-------- DATASET RECORDS

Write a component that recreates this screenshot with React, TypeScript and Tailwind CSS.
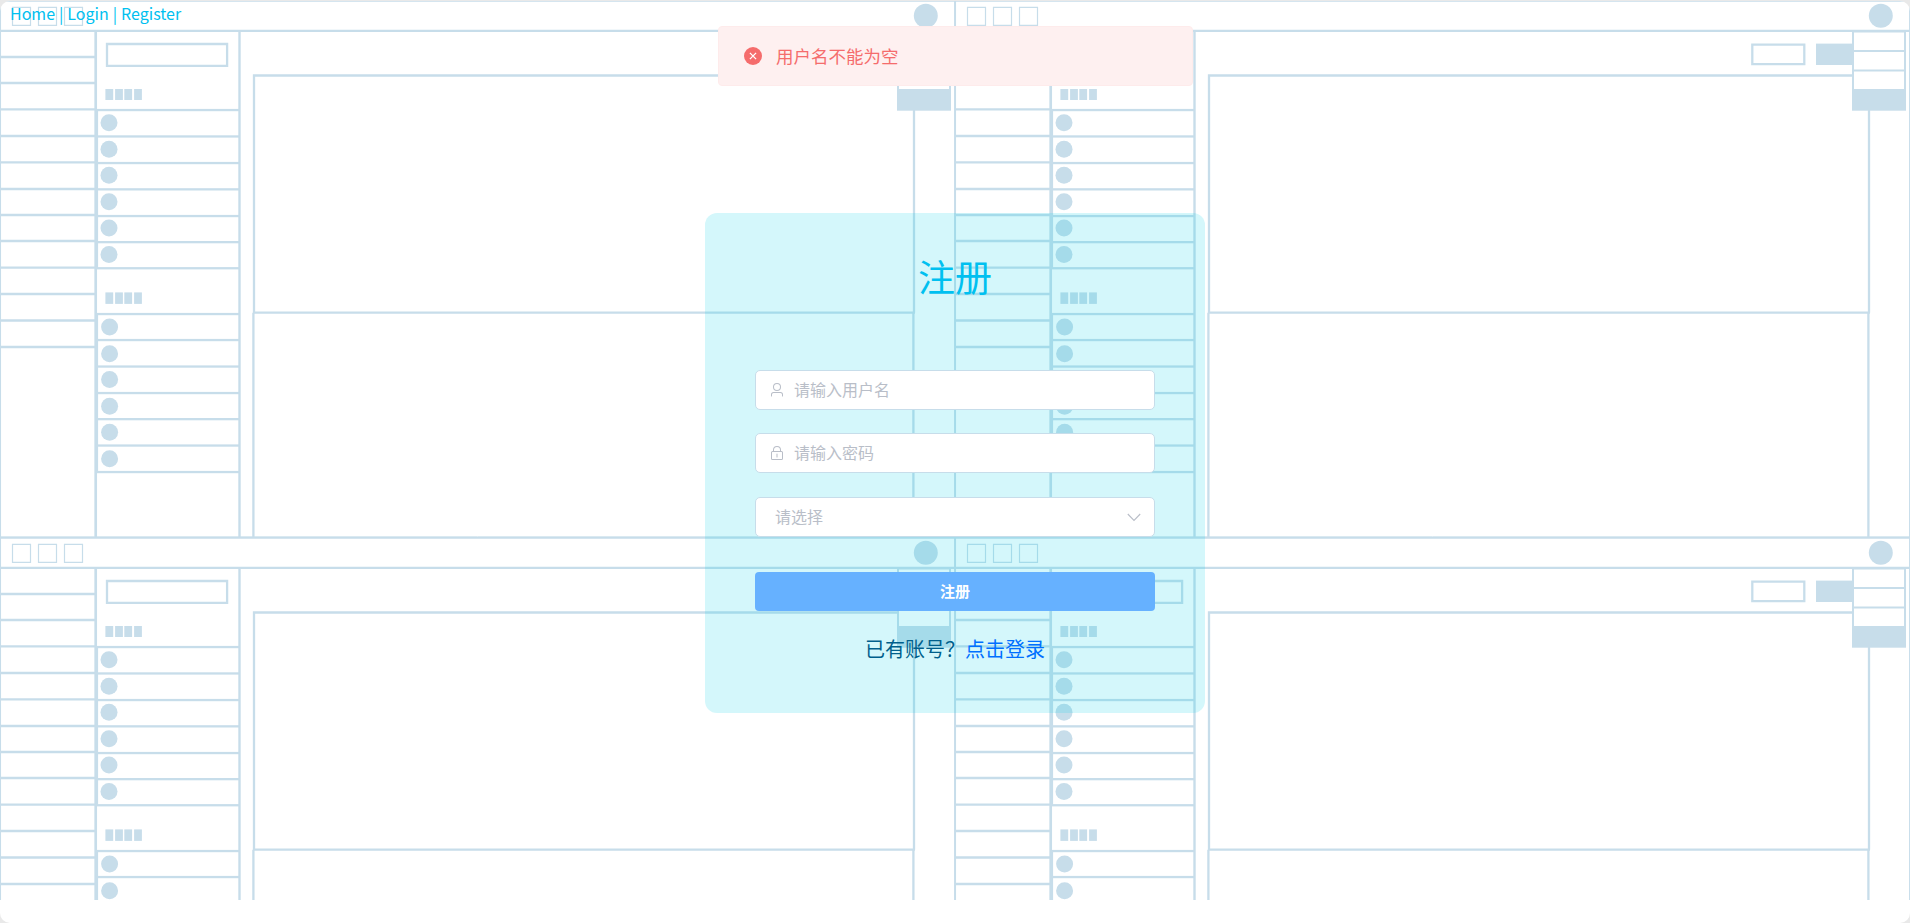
const leftLines = [57, 83, 109.3, 136, 162.3, 189, 215, 241, 267.6, 294, 320.5, 347];
const groups = [
  { x: 109, blocksY: 89, blocksH: 11, lines: [110, 136.4, 163, 189.3, 216, 242.1, 268.2], dots: [122.8, 149.3, 175.3, 201.8, 228, 254.5] },
  { x: 109.6, blocksY: 292.4, blocksH: 11.5, lines: [314, 340, 366.5, 393, 419.1, 445.5, 472], dots: [327, 353.7, 379.5, 406.3, 432.2, 458.8] },
];

function Wireframe() {
  return (
    <svg className="block h-[899px] w-[1910px]" viewBox="0 1 1910 899" aria-hidden="true">
      <defs>
        <pattern id="wire" width="955" height="537" patternUnits="userSpaceOnUse">
          <g fill="none" stroke="#c7ddea" strokeWidth="2.3">
            <path d="M0 0.8H955" strokeWidth="1.8" />
            <path d="M0 536.7H955" strokeWidth="0.8" />
            <path d="M0 30.9H955" />
            <path d="M0.3 0V537M954.8 0V537" strokeWidth="1.5" />
            <path d="M12.5 7.3h18v18h-18zM38.5 7.3h18v18h-18zM64.5 7.3h18v18h-18z" strokeWidth="1.2" />
            {leftLines.map((y) => (
              <path key={y} d={`M1 ${y}H95`} />
            ))}
            <path d="M95.7 31V537" strokeWidth="2.7" />
            <path d="M239.5 31V537" strokeWidth="2.4" />
            <path d="M97.4 110V268M97.4 314V472" strokeWidth="1.4" />
            <path d="M107 44h120.1v21.8h-120.1z" />
            <path d="M254 313V75.5H914V312.7M253.4 312.7V537M913.4 312.7V537M253 312.6H915" />
            <path d="M797.3 44.6h52v19.6h-52z" />
          </g>
          {groups.map((g) => (
            <g key={g.x} fill="#c7ddea">
              {[105.4, 115.1, 124.3, 134.1].map((x) => (
                <rect key={x} x={x} y={g.blocksY} width="7.8" height={g.blocksH} />
              ))}
              {g.lines.map((y) => (
                <rect key={y} x="97" y={y - 1.1} width="142" height="2.3" />
              ))}
              {g.dots.map((y) => (
                <circle key={y} cx={g.x} cy={y} r="8.5" />
              ))}
            </g>
          ))}
          <rect x="861" y="43.6" width="37" height="21.4" fill="#c7ddea" />
          <rect x="898" y="31.5" width="52" height="66" fill="#fff" stroke="#c7ddea" strokeWidth="2" />
          <path d="M897 51H951M897 70.5H951" stroke="#c7ddea" strokeWidth="2.2" />
          <rect x="897" y="89" width="54" height="21.7" fill="#c7ddea" />
          <circle cx="925.8" cy="15.8" r="12" fill="#c7ddea" />
        </pattern>
      </defs>
      <rect width="1910" height="900" fill="url(#wire)" />
    </svg>
  );
}

function UserIcon() {
  return (
    <svg className="h-4 w-4" viewBox="0 0 1024 1024" fill="currentColor">
      <path d="M512 512a192 192 0 1 0 0-384 192 192 0 0 0 0 384m0 64a256 256 0 1 1 0-512 256 256 0 0 1 0 512m320 320v-96a96 96 0 0 0-96-96H288a96 96 0 0 0-96 96v96a32 32 0 1 1-64 0v-96a160 160 0 0 1 160-160h448a160 160 0 0 1 160 160v96a32 32 0 1 1-64 0" />
    </svg>
  );
}

function LockIcon() {
  return (
    <svg className="h-4 w-4" viewBox="0 0 1024 1024" fill="currentColor">
      <path d="M224 448a32 32 0 0 0-32 32v384a32 32 0 0 0 32 32h576a32 32 0 0 0 32-32V480a32 32 0 0 0-32-32zm0-64h576a96 96 0 0 1 96 96v384a96 96 0 0 1-96 96H224a96 96 0 0 1-96-96V480a96 96 0 0 1 96-96" />
      <path d="M512 544a32 32 0 0 1 32 32v192a32 32 0 1 1-64 0V576a32 32 0 0 1 32-32m192-160v-64a192 192 0 1 0-384 0v64zM512 64a256 256 0 0 1 256 256v128H256V320A256 256 0 0 1 512 64" />
    </svg>
  );
}

const field =
  "flex h-10 w-full items-center rounded-[5px] border border-[#c7ddea] bg-white px-[13px] text-base leading-none text-[#b9bec8]";

export default function App() {
  return (
    <div className="h-[923px] w-[1910px] overflow-hidden bg-[#e9e9e9] pt-px font-['Noto_Sans_CJK_SC','Noto_Sans',sans-serif]">
      <div className="relative h-[922px] overflow-hidden rounded-[10px] bg-white">
        <div className="absolute inset-0">
          <Wireframe />
        </div>
        <nav className="relative flex h-6 items-center gap-1 pl-[10px] text-base text-[#00c0f0]">
          <a>Home</a>
          <span>|</span>
          <a>Login</a>
          <span>|</span>
          <a>Register</a>
        </nav>
        <main className="relative mx-auto mt-[188px] flex h-[500px] w-[500px] flex-col items-center rounded-xl bg-[#00d0e7]/[0.17] px-[50px]">
          <h1 className="mt-9 h-[54px] text-[37px] leading-[54px] text-[#00c0f0]">注册</h1>
          <form className="mt-[67px] flex w-full flex-col">
            <div className={field}>
              <UserIcon />
              <span className="ml-[9px] pb-[2px]">请输入用户名</span>
            </div>
            <div className={`${field} mt-[23px]`}>
              <LockIcon />
              <span className="ml-[9px] pb-[2px]">请输入密码</span>
            </div>
            <div className={`${field} mt-6 justify-between`}>
              <span className="ml-[6px] pb-[2px]">请选择</span>
              <svg className="h-4 w-4" viewBox="0 0 16 16" fill="none" stroke="currentColor" strokeWidth="1.1">
                <path d="M2.8 5 9 11.5 15.2 5" />
              </svg>
            </div>
            <button
              type="button"
              className="mt-[35px] h-[39px] w-full rounded bg-[#66b1ff] pb-px text-[15px] font-bold text-white"
            >
              注册
            </button>
          </form>
          <p className="mt-[23px] text-[20px] leading-[30px] text-[#005f8c]">
            已有账号？<a className="text-[#0070ff]">点击登录</a>
          </p>
        </main>
        <div className="absolute top-[25px] left-[718px] flex h-[60px] w-[475px] items-center rounded border border-[#feebeb] bg-[#fef0f0] pl-[25px] text-[#f56c6c]">
          <svg className="h-[18px] w-[18px]" viewBox="0 0 18 18">
            <circle cx="9" cy="9" r="9" fill="#f56c6c" />
            <path d="m5.9 5.9 6.2 6.2m0-6.2-6.2 6.2" stroke="#fff" strokeWidth="1.3" />
          </svg>
          <span className="ml-[14px] text-[17.5px] leading-none">用户名不能为空</span>
        </div>
      </div>
    </div>
  );
}
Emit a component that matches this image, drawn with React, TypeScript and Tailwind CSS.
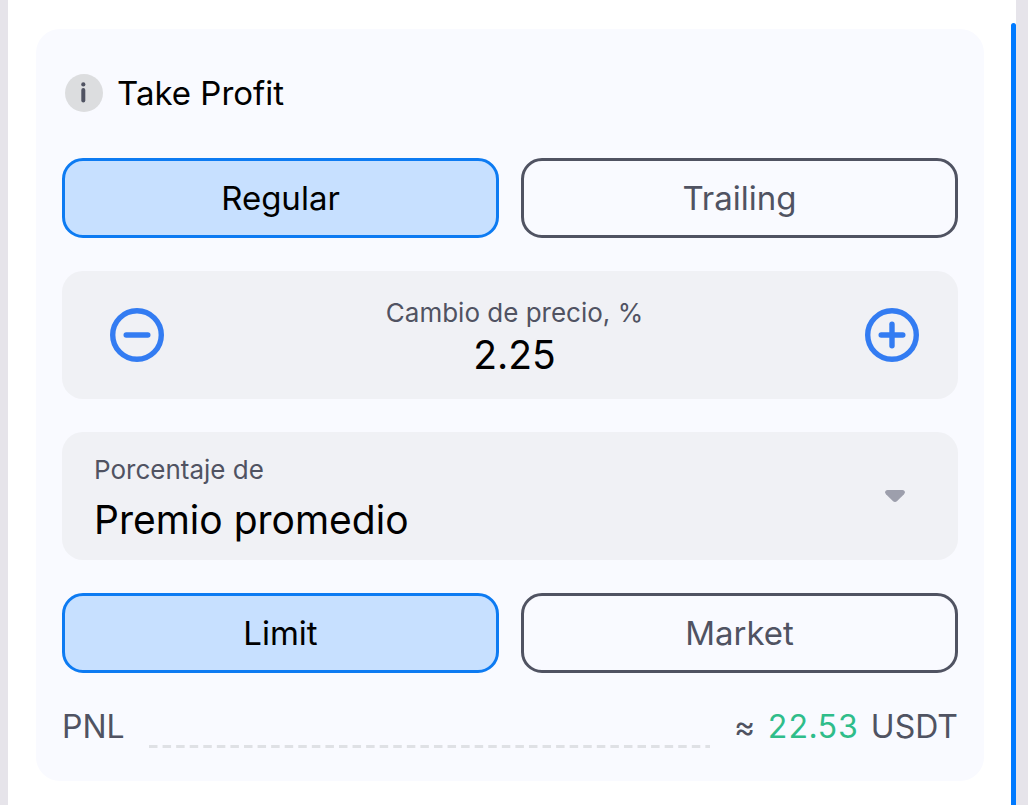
import { useState } from "react";
import { clsx } from "clsx";

type SegmentedProps = {
  label: string;
  options: readonly string[];
  value: string;
  onChange: (value: string) => void;
};

function Segmented({ label, options, value, onChange }: SegmentedProps) {
  return (
    <div role="group" aria-label={label} className="grid grid-cols-2 gap-[22px]">
      {options.map((option) => (
        <button
          key={option}
          type="button"
          aria-pressed={option === value}
          onClick={() => onChange(option)}
          className={clsx(
            "rounded-[21px] border-3 py-[17px] text-[33px] leading-10",
            option === value
              ? "border-[#0d7bf2] bg-[#c7e0ff] text-black"
              : "border-[#505362] text-[#505362]",
          )}
        >
          {option}
        </button>
      ))}
    </div>
  );
}

function StepIcon({ plus = false }: { plus?: boolean }) {
  return (
    <svg
      viewBox="0 0 54 54"
      className="size-[54px]"
      fill="none"
      stroke="#337cf2"
      strokeWidth="5.4"
      strokeLinecap="round"
      aria-hidden="true"
    >
      <circle cx="27" cy="27" r="24.3" />
      <path d="M16.2 27h21.6" />
      {plus && <path d="M27 16.2v21.6" />}
    </svg>
  );
}

export default function App() {
  const [mode, setMode] = useState("Regular");
  const [orderType, setOrderType] = useState("Limit");
  const [change, setChange] = useState("2.25");

  const step = (delta: number) =>
    setChange((current) => ((Number(current) || 0) + delta).toFixed(2));

  return (
    <div className="flex min-h-screen bg-[#e6e4ea] pr-3 pl-2 font-['Inter',sans-serif]">
      <main className="min-w-0 flex-1 bg-white pt-[29px] pr-[27px] pb-6 pl-7">
        <section className="flex flex-col gap-[33px] rounded-3xl bg-[#f9faff] px-[26px] pt-11 pb-[33px]">
          <div className="flex items-center gap-[14px] pb-3 pl-[3px]">
            <button type="button" aria-label="Info" className="shrink-0">
              <svg viewBox="0 0 38 38" className="size-[38px]" aria-hidden="true">
                <circle cx="19" cy="19" r="19" fill="#dcdddf" />
                <circle cx="18.3" cy="10.4" r="2.1" fill="#505362" />
                <rect x="16.3" y="14" width="4" height="14.5" rx="2" fill="#505362" />
              </svg>
            </button>
            <h1 className="text-[33px] leading-10 text-black">Take Profit</h1>
          </div>

          <Segmented
            label="Take Profit"
            options={["Regular", "Trailing"]}
            value={mode}
            onChange={setMode}
          />

          <div className="flex items-center justify-between rounded-[21px] bg-[#f0f1f5] pr-[39px] pl-12">
            <button type="button" aria-label="-" onClick={() => step(-0.05)}>
              <StepIcon />
            </button>
            <div className="flex min-w-0 flex-1 flex-col items-center pt-6 pb-5">
              <label htmlFor="change" className="text-[26px] leading-9 text-[#505362]">
                Cambio de precio, %
              </label>
              <input
                id="change"
                type="text"
                inputMode="decimal"
                value={change}
                onChange={(e) => setChange(e.target.value)}
                className="h-12 w-full bg-transparent text-center text-[39px] text-black outline-none"
              />
            </div>
            <button type="button" aria-label="+" onClick={() => step(0.05)}>
              <StepIcon plus />
            </button>
          </div>

          <div className="flex items-center rounded-[21px] bg-[#f0f1f5] pr-[53px] pl-8">
            <div className="flex min-w-0 flex-1 flex-col pt-5 pb-2">
              <label htmlFor="base" className="text-[26px] leading-9 text-[#505362]">
                Porcentaje de
              </label>
              <select
                id="base"
                className="h-16 w-full appearance-none bg-transparent text-[39px] text-black outline-none"
              >
                <option>Premio promedio</option>
              </select>
            </div>
            <svg
              viewBox="0 0 20 12"
              className="pointer-events-none h-3 w-5 shrink-0"
              fill="#9d9fac"
              aria-hidden="true"
            >
              <path d="M2.5 0h15C19.8 0 20.6 2.5 19 4.2L12.2 10.9Q10 13 7.800 10.9L1 4.2C-.6 2.5.2 0 2.5 0Z" />
            </svg>
          </div>

          <Segmented
            label="Limit / Market"
            options={["Limit", "Market"]}
            value={orderType}
            onChange={setOrderType}
          />

          <div className="flex items-end gap-6 text-[32px] leading-[42px] text-[#505362]">
            <span>PNL</span>
            <svg className="h-[3px] min-w-0 flex-1" aria-hidden="true">
              <line
                x1="0"
                y1="1.5"
                x2="100%"
                y2="1.5"
                stroke="#dfe1e5"
                strokeWidth="3"
                strokeDasharray="8.5 5.07"
              />
            </svg>
            <span className="flex gap-3 whitespace-nowrap">
              <span>≈</span>
              <span className="text-[#2fbd8a] tabular-nums">22.53</span>
              <span>USDT</span>
            </span>
          </div>
        </section>
      </main>
      <div className="flex w-[5px] bg-white pt-[23px]">
        <div className="w-full rounded-t-full bg-[#007aff]" />
      </div>
    </div>
  );
}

----------------

WHAT THIS TASK INVOLVES:
Copy all lines in the listing above where the string "component" appears.

THE OUTPUT:
Write a component that recreates this screenshot with React, TypeScript and Tailwind CSS.
Emit a component that matches this image, drawn with React, TypeScript and Tailwind CSS.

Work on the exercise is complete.